Daily Matthew Reflection by Angie Smith
There’s a lot going on in Matthew 14. Our reflection will focus on the two stories in the latter half of the chapter, Jesus feeds at least 5,000 people and Peter attempts to walk on water. Both stories remind us that humans often fail to see the big picture that God is painting. We see the small piece that we are a part of in a particular situation, it’s hard to look beyond current hopes and fears. God gets that, after all he made us, and because he gets it, he loves us through it and point us toward the whole canvas of creation.
In the first story the disciples decide that they don’t have enough food to feed everyone that has gathered to hear Jesus teach.
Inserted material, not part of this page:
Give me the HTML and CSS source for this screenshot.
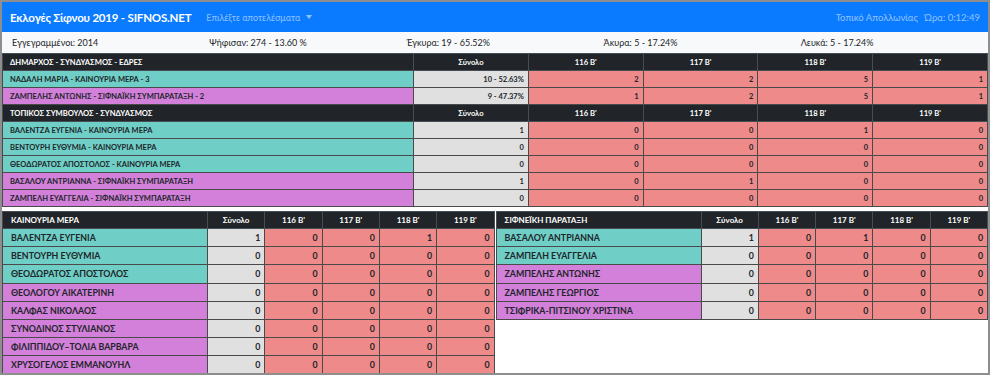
FILE: index.html
```html
<!DOCTYPE html>
<html lang="el">
<head>
    <meta charset="UTF-8">
    <meta name="viewport" content="width=device-width, initial-scale=1.0">
    <title>Εκλογές Σίφνου 2019</title>
    <link rel="stylesheet" href="styles.css">
</head>
<body>
<div class="page">
    <nav class="navbar">
        <span class="brand">Εκλογές Σίφνου 2019 - SIFNOS.NET</span>
        <span class="dropdown">Επιλέξτε αποτελέσματα <span class="caret"></span></span>
        <span class="navRight">Τοπικό Απολλωνίας <span class="clock">Ώρα: 0:12:49</span></span>
    </nav>

    <div class="stats">
        <div>Εγγεγραμμένοι: 2014</div>
        <div>Ψήφισαν: 274 - 13.60 %</div>
        <div>Έγκυρα: 19 - 65.52%</div>
        <div>Άκυρα: 5 - 17.24%</div>
        <div>Λευκά: 5 - 17.24%</div>
    </div>

    <table class="results main">
        <colgroup><col class="nameCol"><col><col><col><col><col></colgroup>
        <tr class="head"><th>ΔΗΜΑΡΧΟΣ - ΣΥΝΔΥΑΣΜΟΣ - ΕΔΡΕΣ</th><th>Σύνολο</th><th>116 Β'</th><th>117 Β'</th><th>118 Β'</th><th>119 Β'</th></tr>
        <tr><td class="teal">ΝΑΔΑΛΗ ΜΑΡΙΑ - ΚΑΙΝΟΥΡΙΑ ΜΕΡΑ - 3</td><td class="sum">10 - 52.63%</td><td>2</td><td>2</td><td>5</td><td>1</td></tr>
        <tr><td class="purple">ΖΑΜΠΕΛΗΣ ΑΝΤΩΝΗΣ - ΣΙΦΝΑΪΚΗ ΣΥΜΠΑΡΑΤΑΞΗ - 2</td><td class="sum">9 - 47.37%</td><td>1</td><td>2</td><td>5</td><td>1</td></tr>
        <tr class="head"><th>ΤΟΠΙΚΟΣ ΣΥΜΒΟΥΛΟΣ - ΣΥΝΔΥΑΣΜΟΣ</th><th>Σύνολο</th><th>116 Β'</th><th>117 Β'</th><th>118 Β'</th><th>119 Β'</th></tr>
        <tr><td class="teal">ΒΑΛΕΝΤΖΑ ΕΥΓΕΝΙΑ - ΚΑΙΝΟΥΡΙΑ ΜΕΡΑ</td><td class="sum">1</td><td>0</td><td>0</td><td>1</td><td>0</td></tr>
        <tr><td class="teal">ΒΕΝΤΟΥΡΗ ΕΥΘΥΜΙΑ - ΚΑΙΝΟΥΡΙΑ ΜΕΡΑ</td><td class="sum">0</td><td>0</td><td>0</td><td>0</td><td>0</td></tr>
        <tr><td class="teal">ΘΕΟΔΩΡΑΤΟΣ ΑΠΟΣΤΟΛΟΣ - ΚΑΙΝΟΥΡΙΑ ΜΕΡΑ</td><td class="sum">0</td><td>0</td><td>0</td><td>0</td><td>0</td></tr>
        <tr><td class="purple">ΒΑΣΑΛΟΥ ΑΝΤΡΙΑΝΝΑ - ΣΙΦΝΑΪΚΗ ΣΥΜΠΑΡΑΤΑΞΗ</td><td class="sum">1</td><td>0</td><td>1</td><td>0</td><td>0</td></tr>
        <tr><td class="purple">ΖΑΜΠΕΛΗ ΕΥΑΓΓΕΛΙΑ - ΣΙΦΝΑΪΚΗ ΣΥΜΠΑΡΑΤΑΞΗ</td><td class="sum">0</td><td>0</td><td>0</td><td>0</td><td>0</td></tr>
    </table>

    <div class="parties">
        <table class="results party">
            <colgroup><col class="nameCol"><col><col><col><col><col></colgroup>
            <tr class="head"><th>ΚΑΙΝΟΥΡΙΑ ΜΕΡΑ</th><th>Σύνολο</th><th>116 Β'</th><th>117 Β'</th><th>118 Β'</th><th>119 Β'</th></tr>
            <tr><td class="teal">ΒΑΛΕΝΤΖΑ ΕΥΓΕΝΙΑ</td><td class="sum">1</td><td>0</td><td>0</td><td>1</td><td>0</td></tr>
            <tr><td class="teal">ΒΕΝΤΟΥΡΗ ΕΥΘΥΜΙΑ</td><td class="sum">0</td><td>0</td><td>0</td><td>0</td><td>0</td></tr>
            <tr><td class="teal">ΘΕΟΔΩΡΑΤΟΣ ΑΠΟΣΤΟΛΟΣ</td><td class="sum">0</td><td>0</td><td>0</td><td>0</td><td>0</td></tr>
            <tr><td class="purple">ΘΕΟΛΟΓΟΥ ΑΙΚΑΤΕΡΙΝΗ</td><td class="sum">0</td><td>0</td><td>0</td><td>0</td><td>0</td></tr>
            <tr><td class="purple">ΚΑΛΦΑΣ ΝΙΚΟΛΑΟΣ</td><td class="sum">0</td><td>0</td><td>0</td><td>0</td><td>0</td></tr>
            <tr><td class="purple">ΣΥΝΟΔΙΝΟΣ ΣΤΥΛΙΑΝΟΣ</td><td class="sum">0</td><td>0</td><td>0</td><td>0</td><td>0</td></tr>
            <tr><td class="purple">ΦΙΛΙΠΠΙΔΟΥ–ΤΟΛΙΑ ΒΑΡΒΑΡΑ</td><td class="sum">0</td><td>0</td><td>0</td><td>0</td><td>0</td></tr>
            <tr><td class="purple">ΧΡΥΣΟΓΕΛΟΣ ΕΜΜΑΝΟΥΗΛ</td><td class="sum">0</td><td>0</td><td>0</td><td>0</td><td>0</td></tr>
        </table>
        <table class="results party">
            <colgroup><col class="nameCol"><col><col><col><col><col></colgroup>
            <tr class="head"><th>ΣΙΦΝΕΪΚΗ ΠΑΡΑΤΑΞΗ</th><th>Σύνολο</th><th>116 Β'</th><th>117 Β'</th><th>118 Β'</th><th>119 Β'</th></tr>
            <tr><td class="teal">ΒΑΣΑΛΟΥ ΑΝΤΡΙΑΝΝΑ</td><td class="sum">1</td><td>0</td><td>1</td><td>0</td><td>0</td></tr>
            <tr><td class="teal">ΖΑΜΠΕΛΗ ΕΥΑΓΓΕΛΙΑ</td><td class="sum">0</td><td>0</td><td>0</td><td>0</td><td>0</td></tr>
            <tr><td class="purple">ΖΑΜΠΕΛΗΣ ΑΝΤΩΝΗΣ</td><td class="sum">0</td><td>0</td><td>0</td><td>0</td><td>0</td></tr>
            <tr><td class="purple">ΖΑΜΠΕΛΗΣ ΓΕΩΡΓΙΟΣ</td><td class="sum">0</td><td>0</td><td>0</td><td>0</td><td>0</td></tr>
            <tr><td class="purple">ΤΣΙΦΡΙΚΑ-ΠΙΤΣΙΝΟΥ ΧΡΙΣΤΙΝΑ</td><td class="sum">0</td><td>0</td><td>0</td><td>0</td><td>0</td></tr>
        </table>
    </div>
</div>
</body>
</html>
```

FILE: styles.css
```css
*{margin: 0; padding: 0; box-sizing: border-box;}
body{font-family: Lato, "Open Sans", sans-serif; color: #212529; background: #fff;}
.page{width: 990px; height: 375px; border: 2px solid #8e8e8e; overflow: hidden; background: #fff;}

/* top bar */
.navbar{height: 30px; background: #0a7bff; display: flex; align-items: center; padding: 0 8px; color: #fff;}
.brand{font-size: 11.5px; font-weight: 700; letter-spacing: -0.2px;}
.dropdown{margin-left: 15px; font-size: 9px; color: rgba(255,255,255,.55);}
.caret{display: inline-block; margin-left: 3px; vertical-align: 2px; border-top: 4px solid rgba(255,255,255,.55); border-left: 3.5px solid transparent; border-right: 3.5px solid transparent;}
.navRight{margin-left: auto; font-size: 9.5px; color: rgba(255,255,255,.55);}
.clock{margin-left: 4px;}

.stats{height: 21px; background: #f8f9fa; display: grid; grid-template-columns: repeat(5, 1fr); align-items: center; font-size: 9px;}
.stats>div{padding-left: 10px;}

/* tables */
.results{border-collapse: collapse; table-layout: fixed; width: 100%; font-weight: 700;}
.results th, .results td{border: 1px solid #4a4a4a; white-space: nowrap; overflow: hidden;}
.results .head th{background: #212529; color: #fff; border-color: #454d55; text-align: center; font-size: 7.6px;}
.results .head th:first-child{text-align: left;}
.results td{background: #ee8a8a; text-align: right; padding: 0 4px;}
.results td.sum{background: #e0e0e0;}
.results td.teal{background: #6fcfc7; text-align: left;}
.results td.purple{background: #d280d9; text-align: left;}

.main{font-size: 7.5px;}
.main .nameCol{width: 411px;}
.main tr{height: 17px;}
.main th:first-child, .main td:first-child{padding-left: 7px;}

.parties{display: grid; grid-template-columns: 1fr 1fr; gap: 1px; margin-top: 4px; align-items: start;}
.party{font-size: 8.8px;}
.party .nameCol{width: 205px;}
.party .head th{font-size: 8px;}
.party tr.head{height: 17px;}
.party tr{height: 18.2px;}
.party th:first-child, .party td:first-child{padding-left: 8px;}
```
By human standards they were right. Even the most skilled cooks among us couldn’t feed that many people with the resources they had. Jesus, however, is aware of the big picture. He feeds everyone. At a time when store shelves are practically empty and many of us are throwing together items from our pantries to make soup, it would be nice if Jesus would come multiply the bread (and the ice cream). Alas, this text isn’t really about food, it’s about faith.
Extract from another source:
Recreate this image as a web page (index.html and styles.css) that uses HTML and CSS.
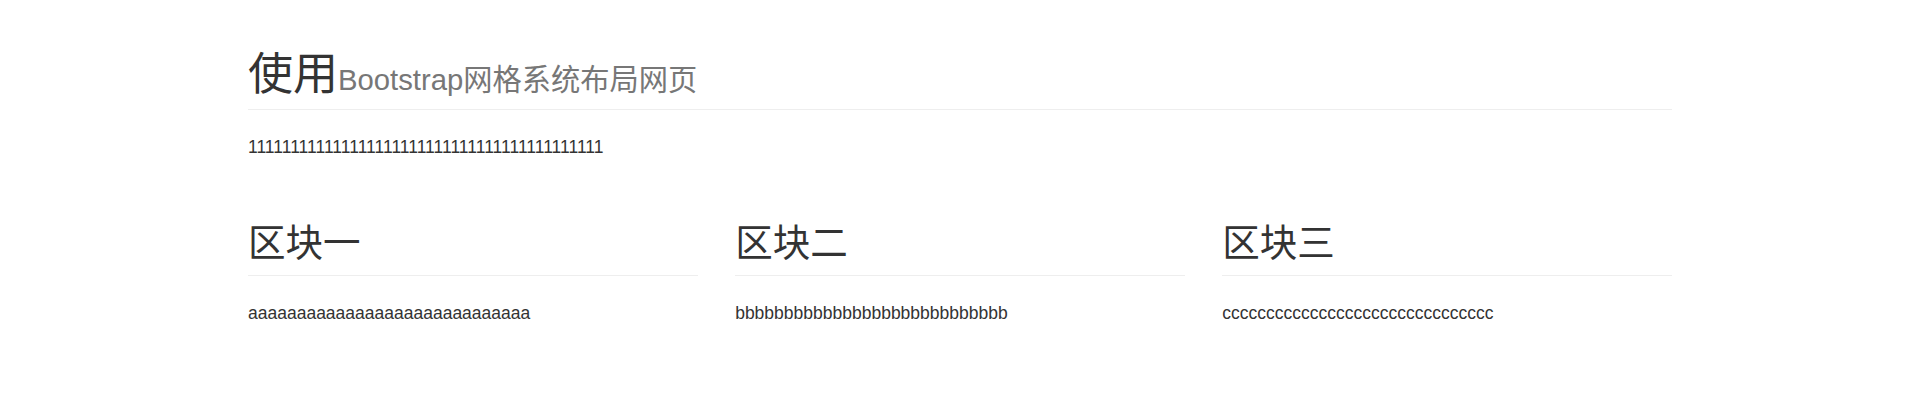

The next story in chapter 14 is also about faith. In the next story Peter tries to walk on water. Oh, Peter! Peter full of faith and curiosity attempts to walk on water and makes for a few steps, but then life happens, and he panics. We’ve all been there before we try something new, perhaps a new job, and then something happens, and we panic. It’s human nature to panic when it seems that all hope is lost. Peter really is a great example of what it means to be a disciple. He takes a leap of faith and he does well, until something goes wrong, but then Jesus steps in and shows Peter the bigger picture. Peter starts to sink, and Jesus saves him. The takeaway from this story isn’t to judge Peter for not having enough faith, but that Jesus doesn’t let Peter drown- he saves him!
The good news is that what Jesus did for Peter he also does for us. When we start to sink Jesus saves us. The one who reaches his hand out to us, is the same one that painted the canvas of creation, the same one that who baptized us in water and marked us as his own.